No cuts to Social Security: 


The Republican side of the fiscal cliff


We are living in strange times

“This is not a negotiation in the normal sense, in which each side makes proposals and they dicker over the details; instead, Republicans are demanding that Obama read their minds and produce a proposal they’ll like. And Obama won’t do that, for good reason: he knows that they’ll just pronounce themselves unsatisfied with whatever he comes up with, and are indeed very likely to campaign in 2014 attacking him for whatever cuts take place. But then, should we be surprised? Remember that all the Republican budget “plans” of recent years—very much including the Ryan plan—have been built largely out of magic asterisks…We are at a strange and dangerous place in American political life.”

— Paul Krugman 

Poll: majority of Americans want taxes raised on the wealthy, Republicans continue to stall

Reuters: “Negotiators warned the showdown could drag on past Christmas. A Wall Street Journal-NBC News poll released late on Wednesday …held the potential to shake up the stalemate. Three-quarters of those surveyed, including 61 percent of Republicans, said they would accept raising taxes on the wealthy to avoid the so-called cliff, as Democratic President Barack Obama is demanding.

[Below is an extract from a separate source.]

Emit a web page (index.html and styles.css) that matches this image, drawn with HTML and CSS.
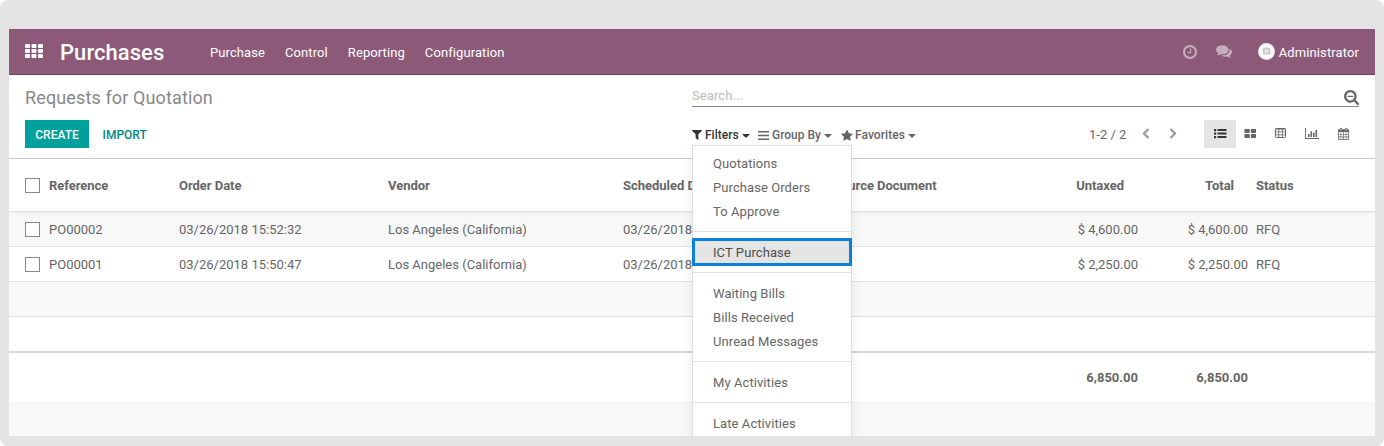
FILE: index.html
```html
<!DOCTYPE html>
<html lang="en">
<head>
<meta charset="utf-8">
<title>Requests for Quotation</title>
<link rel="stylesheet" href="styles.css">
</head>
<body>
<div class="frame">
<div class="window">
  <header class="navbar">
    <svg class="apps" viewBox="0 0 18 14"><path d="M0 1q0-1 1-1h3q1 0 1 1v2q0 1-1 1h-3q-1 0-1-1zM6.500 1q0-1 1-1h3q1 0 1 1v2q0 1-1 1h-3q-1 0-1-1zM13 1q0-1 1-1h3q1 0 1 1v2q0 1-1 1h-3q-1 0-1-1zM0 6q0-1 1-1h3q1 0 1 1v2q0 1-1 1h-3q-1 0-1-1zM6.500 6q0-1 1-1h3q1 0 1 1v2q0 1-1 1h-3q-1 0-1-1zM13 6q0-1 1-1h3q1 0 1 1v2q0 1-1 1h-3q-1 0-1-1zM0 11q0-1 1-1h3q1 0 1 1v2q0 1-1 1h-3q-1 0-1-1zM6.500 11q0-1 1-1h3q1 0 1 1v2q0 1-1 1h-3q-1 0-1-1zM13 11q0-1 1-1h3q1 0 1 1v2q0 1-1 1h-3q-1 0-1-1z"/></svg>
    <span class="brand">Purchases</span>
    <nav class="menu"><span>Purchase</span><span>Control</span><span>Reporting</span><span>Configuration</span></nav>
    <div class="systray">
      <svg class="clock" viewBox="128 128 1536 1536"><path d="M1024 544v448q0 14-9 23t-23 9h-320q-14 0-23-9t-9-23v-64q0-14 9-23t23-9h224v-352q0-14 9-23t23-9h64q14 0 23 9t9 23zm416 352q0-148-73-273t-198-198-273-73-273 73-198 198-73 273 73 273 198 198 273 73 273-73 198-198 73-273zm224 0q0 209-103 385.500t-279.500 279.500-385.500 103-385.500-103-279.500-279.500-103-385.500 103-385.500 279.500-279.500 385.500-103 385.500 103 279.500 279.500 103 385.500z"/></svg>
      <svg class="chat" viewBox="0 256 1792 1408"><path d="M1408 768q0 139-94 257t-256.500 186.500-353.500 68.500q-86 0-176-16-124 88-278 128-36 9-86 16h-3q-11 0-20.500-8t-11.500-21q-1-3-1-6.500t.5-6.500 2-6l2.500-5 3.500-5.500 4-5 4.500-5 4-4.500q5-6 23-25t26-29.500 22.500-29 25-38.500 20.500-44q-124-72-195-177t-71-224q0-139 94-257t256.500-186.500 353.500-68.500 353.500 68.500 256.500 186.500 94 257zm384 256q0 120-71 224.500t-195 176.500q10 24 20.500 44t25 38.500 22.500 29 26 29.500 23 25q1 1 4 4.500t4.500 5 4 5 3.500 5.500l2.500 5 2 6 .5 6.500-1 6.500q-3 14-13 22t-22 7q-50-7-86-16-154-40-278-128-90 16-176 16-271 0-472-132 58 4 88 4 161 0 309-45t264-129q125-92 192-212t67-254q0-77-23-152 129 71 204 178t75 230z"/></svg>
      <svg class="avatar" viewBox="0 0 17 17"><circle cx="8.500" cy="8.500" r="8.500" fill="#eeebed"/><circle cx="8.500" cy="8.500" r="7" fill="#fff"/><path d="M4.700 5.300h1.800l.6-.8h2.800l.6.800h1.800v6.200H4.700z" fill="#c8c8c8"/><circle cx="8.600" cy="8.400" r="1.900" fill="#fff"/><circle cx="8.600" cy="8.400" r="1" fill="#c8c8c8"/></svg>
      <span class="user">Administrator</span>
    </div>
  </header>

  <section class="control">
    <div class="left">
      <h1 class="title">Requests for Quotation</h1>
      <div class="actions"><button class="create">CREATE</button><button class="import">IMPORT</button></div>
    </div>
    <div class="right">
      <div class="search"><span class="placeholder">Search...</span>
        <svg class="glass" viewBox="64 128 1664 1664"><path d="M1088 800v64q0 13-9.500 22.500t-22.500 9.500h-576q-13 0-22.500-9.500t-9.500-22.500v-64q0-13 9.500-22.500t22.500-9.500h576q13 0 22.500 9.500t9.500 22.500zm128 32q0-185-131.500-316.500t-316.500-131.500-316.500 131.500-131.500 316.500 131.500 316.500 316.500 131.500 316.500-131.500 131.500-316.500zm512 832q0 53-37.500 90.500t-90.500 37.500q-54 0-90-38l-343-342q-179 124-399 124-143 0-273.500-55.500t-225-150-150-225-55.500-273.500 55.500-273.500 150-225 225-150 273.500-55.500 273.500 55.500 225 150 150 225 55.500 273.500q0 220-124 399l343 343q37 37 37 90z"/></svg>
      </div>
      <div class="tools">
        <div class="option filters">
          <svg class="i-filter" viewBox="192 256 1408 1408"><path d="M1595 295q17 41-14 70l-493 493v742q0 42-39 59-13 5-25 5-27 0-45-19l-256-256q-19-19-19-45v-486l-493-493q-31-29-14-70 17-39 59-39h1280q42 0 59 39z"/></svg><span class="label">Filters</span><i class="caret"></i>
          <div class="dropdown">
            <div class="item">Quotations</div><div class="item">Purchase Orders</div><div class="item">To Approve</div>
            <div class="divider"></div>
            <div class="item selected"><span>ICT Purchase</span></div>
            <div class="divider"></div>
            <div class="item">Waiting Bills</div><div class="item">Bills Received</div><div class="item">Unread Messages</div>
            <div class="divider"></div>
            <div class="item">My Activities</div>
            <div class="divider"></div>
            <div class="item">Late Activities</div>
          </div>
        </div>
        <div class="option group">
          <svg class="i-bars" viewBox="0 0 11 9"><path d="M0 0h11v1.500H0zM0 3.700h11v1.500H0zM0 7.500h11V9H0z"/></svg><span class="label">Group By</span><i class="caret"></i>
        </div>
        <div class="option favorites">
          <svg class="i-star" viewBox="64 59 1664 1587"><path d="M1728 647q0 22-26 48l-363 354 86 500q1 7 1 20 0 21-10.500 35.500t-30.500 14.500q-19 0-40-12l-449-236-449 236q-22 12-40 12-21 0-31.500-14.500t-10.500-35.500q0-6 2-20l86-500-364-354q-25-27-25-48 0-37 56-46l502-73 225-455q19-41 49-41t49 41l225 455 502 73q56 9 56 46z"/></svg><span class="label">Favorites</span><i class="caret"></i>
        </div>
        <div class="pager"><span class="count">1-2 / 2</span>
          <svg class="chev" viewBox="0 0 8 11"><path d="M6.500 1L2 5.500 6.500 10"/></svg>
          <svg class="chev" viewBox="0 0 8 11"><path d="M1.500 1L6 5.500 1.500 10"/></svg>
        </div>
        <div class="views">
          <span class="view active"><svg width="13" height="10" viewBox="0 0 13 10"><path d="M0 0h2.200v2.200H0zM0 3.500h2.200v2.200H0zM0 7h2.200v2.200H0zM3.500.1h9v1.900h-9zM3.500 3.600h9v1.900h-9zM3.500 7.100h9v1.900h-9z"/></svg></span>
          <span class="view tiles"><svg width="12" height="10" viewBox="-.3 0 12 10"><path d="M.8 0h4q.7 0 .7.700v2.600q0 .7-.7.700h-4q-.7 0-.7-.7v-2.600q0-.7.700-.7zM7.200 0h4q.7 0 .7.700v2.600q0 .7-.7.700h-4q-.7 0-.7-.7v-2.600q0-.7.700-.7zM.8 5h4q.7 0 .7.700v2.600q0 .7-.7.700h-4q-.7 0-.7-.7v-2.600q0-.7.700-.7zM7.200 5h4q.7 0 .7.700v2.600q0 .7-.7.700h-4q-.7 0-.7-.7v-2.600q0-.7.700-.7z"/></svg></span>
          <span class="view pivot"><svg width="12" height="11" viewBox="0 0 12 11"><rect x=".5" y=".5" width="10" height="9" rx=".8" class="line"/><path d="M.5.500h10v1H.5zM.5 3.500h10v.8H.5zM.5 6.400h10v.8H.5zM3.400 1h.8v8.500h-.8zM6.900 1h.8v8.500h-.8z"/></svg></span>
          <span class="view graph"><svg width="14" height="11" viewBox="0 0 14 11"><path d="M0 0h.9v10H14v.9H0zM3 6h1.600v3H3zM5.500 3.200h1.600V9H5.500zM8 4.800h1.600V9H8zM10.500 2h1.600v7h-1.600z"/></svg></span>
          <span class="view calendar"><svg width="12" height="13" viewBox="0 0 12 13"><path d="M2.100 0h1.900v1.200h3.200V0h1.900v1.200h1.200q.8 0 .8.800v9.300q0 .8-.8.800H.8q-.8 0-.8-.8V2q0-.8.800-.8h1.300z"/><path class="cells" d="M.8 4h1.900v2H.8zM3.300 4h1.900v2H3.300zM5.900 4h1.900v2H5.900zM8.400 4h1.900v2H8.400zM.8 6.600h1.900v2H.8zM3.300 6.600h1.900v2H3.300zM5.900 6.600h1.900v2H5.900zM8.400 6.600h1.900v2H8.400zM.8 9.200h1.900v2H.8zM3.300 9.200h1.900v2H3.300zM5.900 9.200h1.900v2H5.900zM8.400 9.200h1.900v2H8.400zM2.700.700h.7v1.800h-.7zM7.800.700h.7v1.800h-.7z"/></svg></span>
        </div>
      </div>
    </div>
  </section>

  <main class="list">
    <div class="row head"><i class="check"></i><span>Reference</span><span>Order Date</span><span>Vendor</span><span>Scheduled Date</span><span>Source Document</span><span class="num">Untaxed</span><span class="num">Total</span><span class="status">Status</span></div>
    <div class="row odd first"><i class="check"></i><span>PO00002</span><span>03/26/2018 15:52:32</span><span>Los Angeles (California)</span><span>03/26/2018</span><span></span><span class="num">$ 4,600.00</span><span class="num">$ 4,600.00</span><span class="status">RFQ</span></div>
    <div class="row"><i class="check"></i><span>PO00001</span><span>03/26/2018 15:50:47</span><span>Los Angeles (California)</span><span>03/26/2018</span><span></span><span class="num">$ 2,250.00</span><span class="num">$ 2,250.00</span><span class="status">RFQ</span></div>
    <div class="row odd"></div>
    <div class="row blank"></div>
    <div class="row foot"><i></i><span></span><span></span><span></span><span></span><span></span><span class="num">6,850.00</span><span class="num">6,850.00</span><span></span></div>
    <div class="filler"></div>
  </main>
</div>
</div>
</body>
</html>
```
FILE: styles.css
```css
* { box-sizing: border-box; }
body { margin: 0; background: #fff; font-family: Roboto, sans-serif; font-size: 13px; color: #666; }
svg { display: block; flex: none; fill: currentColor; }
.frame { height: 446px; padding: 29px 9px 10px; background: #e4e4e4; border-radius: 8px; }
.window { height: 407px; background: #fff; overflow: hidden; }

.navbar { display: flex; align-items: center; height: 46px; padding: 0 16px; background: #8c5a78; border-bottom: 1px solid #68465f; color: #fff; }
.apps { width: 18px; height: 14px; margin-top: -1px; }
.brand { width: 150px; margin-left: 17px; padding-top: 2px; font-size: 22px; font-weight: 500; line-height: 45px; letter-spacing: .05px; }
.menu { display: flex; gap: 20px; padding-top: 2px; line-height: 45px; letter-spacing: .09px; }
.systray { display: flex; align-items: center; margin-left: auto; height: 45px; }
.clock { width: 14px; height: 14px; margin-right: 19px; opacity: .5; }
.chat { width: 16px; height: 13px; margin-right: 26px; opacity: .5; }
.avatar { width: 17px; height: 17px; margin-right: 4px; }
.user { padding-top: 2px; line-height: 45px; letter-spacing: .11px; }

.control { display: flex; height: 84px; padding: 0 16px; border-bottom: 1px solid #ccc; }
.left { width: 667px; }
.title { margin: 9px 0 0; font-size: 18px; font-weight: 400; line-height: 28px; letter-spacing: .13px; color: #888; }
.actions { display: flex; margin-top: 8px; }
.create, .import { height: 28px; padding: 2px 0 0; border: 0; font: 500 12px Roboto, sans-serif; }
.create { width: 64px; background: #00a09d; color: #fff; }
.import { margin-left: 13.5px; background: none; color: #008784; }
.right { width: 667px; }
.search { display: flex; justify-content: space-between; height: 32px; padding-top: 14px; border-bottom: 1px solid #888; }
.placeholder { line-height: 14px; letter-spacing: .1px; color: #bbb; }
.glass { width: 15px; height: 15px; margin-top: 1px; }
.tools { display: flex; height: 52px; }
.option { position: relative; display: flex; align-items: center; height: 40px; margin-top: 8px; font-weight: 500; font-size: 12px; }
.filters { width: 66px; color: #333; }
.group { width: 83px; }
.favorites { width: 75px; }
.i-filter { width: 10px; height: 10px; margin-right: 3px; }
.i-bars { width: 11px; height: 9px; margin-right: 3px; }
.i-star { width: 12px; height: 11px; margin-right: 2px; }
.caret { margin: 2px 8px 0 auto; border: 4px solid transparent; border-top-color: currentColor; border-bottom: 0; }
.group .caret { margin-right: 9px; }
.favorites .caret { margin-right: 0; }
.favorites .label { letter-spacing: .06px; }
.pager { display: flex; align-items: center; height: 39px; margin: 8px 0 0 173px; }
.count { width: 53px; }
.chev { width: 8px; height: 11px; margin-right: 19px; margin-top: -2px; fill: none; stroke: #999; stroke-width: 2.200; }
.views { display: flex; margin: 13px 0 0 8px; }
.view { width: 31px; height: 28px; padding-top: 8px; }
.active { width: 32px; padding: 9px 0 0 10px; background: #e4e4e4; color: #333; }
.tiles { width: 29px; padding: 9px 0 0 8px; }
.pivot { padding-left: 10px; }
.graph { padding-left: 9px; }
.calendar { padding-left: 11px; }
.line { fill: none; stroke: currentColor; }
.cells { fill: #fff; }

.dropdown { position: absolute; top: 30px; left: 0; z-index: 2; width: 160px; height: 310px; padding-top: 5px; background: #fff; border: 1px solid #e0e0e0; box-shadow: 0 6px 12px rgba(0,0,0,.08); font-size: 13px; font-weight: 400; letter-spacing: .08px; color: #666; }
.item { height: 24px; padding-left: 20px; line-height: 26px; }
.divider { height: 1px; margin: 8px 0; background: #e0e0e0; }
.selected { position: relative; background: #e4e4e4; color: #4c4c4c; }
.selected::after { content: ""; position: absolute; inset: -2px -1px; border: 3px solid #0a7fdc; }

.row { display: grid; grid-template-columns: 24px 130px 209px 235px 210px 179px 126px 110px 1fr; align-items: center; height: 35px; padding: 0 16px; border-bottom: 1px solid #e0e0e0; white-space: nowrap; }
.head { height: 53px; font-weight: 700; letter-spacing: -.03px; }
.odd { background: #f8f8f8; }
.first { background: linear-gradient(#f2f2f2, #f8f8f8 5px); }
.blank { height: 36px; border-bottom: 2px solid #d6d6d6; }
.foot { height: 48px; border: 0; font-weight: 700; }
.check { width: 15px; height: 15px; background: #fff; border: 1px solid #888; }
.num { text-align: right; }
.head .num { padding-right: 14px; }
.status { padding-left: 8px; }
.filler { height: 35px; background: #f8f8f8; }
```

“With Republicans in Congress already divided, that rejection by their own supporters of the core demand of Republican House of Representatives Speaker John Boehner could further weaken his position.

“Both sides refused to give any ground in public, one day after what Boehner described as a “frank” conversation with President Barack Obama about the remaining hurdles to a deal.”


I’m quite sure the Republicans in Congress don’t give a damn what their base wants if it interferes with the happiness of their wealthy benefactors.

Also why isn’t there more discussion about cuts to defense spending — why are we now only discussing cuts to the safety net? And that goes for both Republicans and Democrats.

Bill Maher on the difference between the debt ceiling and “the fiscal cliff”

I think most people have “the fiscal cliff” confused with the debt ceiling crisis. Really, they’re opposites. Not raising the debt ceiling means not paying our debts. Going off the fiscal cliff means paying off our debt by raising taxes and cutting government spending. Well-advertised is the CBO saying going off the cliff could lead to a recession next year. Less advertised is that it also says it could get us into a more sound fiscal position in the long-term.

All this fiscal cliff panic is just proof that we are all Keynesians. Everybody knows that more government spending — whether it’s in the form of tax expenditures or social services, helps the economy grow. But you have to balance that with not letting your budget get out of hand.

Since we’re looking for new revenue streams that aren’t income taxes, Obama should use this budget crisis — if you can call it that — to do something about global warming with a carbon tax. This may be his last and only chance to do something big since cap and trade didn’t work. And it would be just desserts for the oil and coal industries that went all in for Mitt Romney, a nice little personal fuck you to the Koch brothers.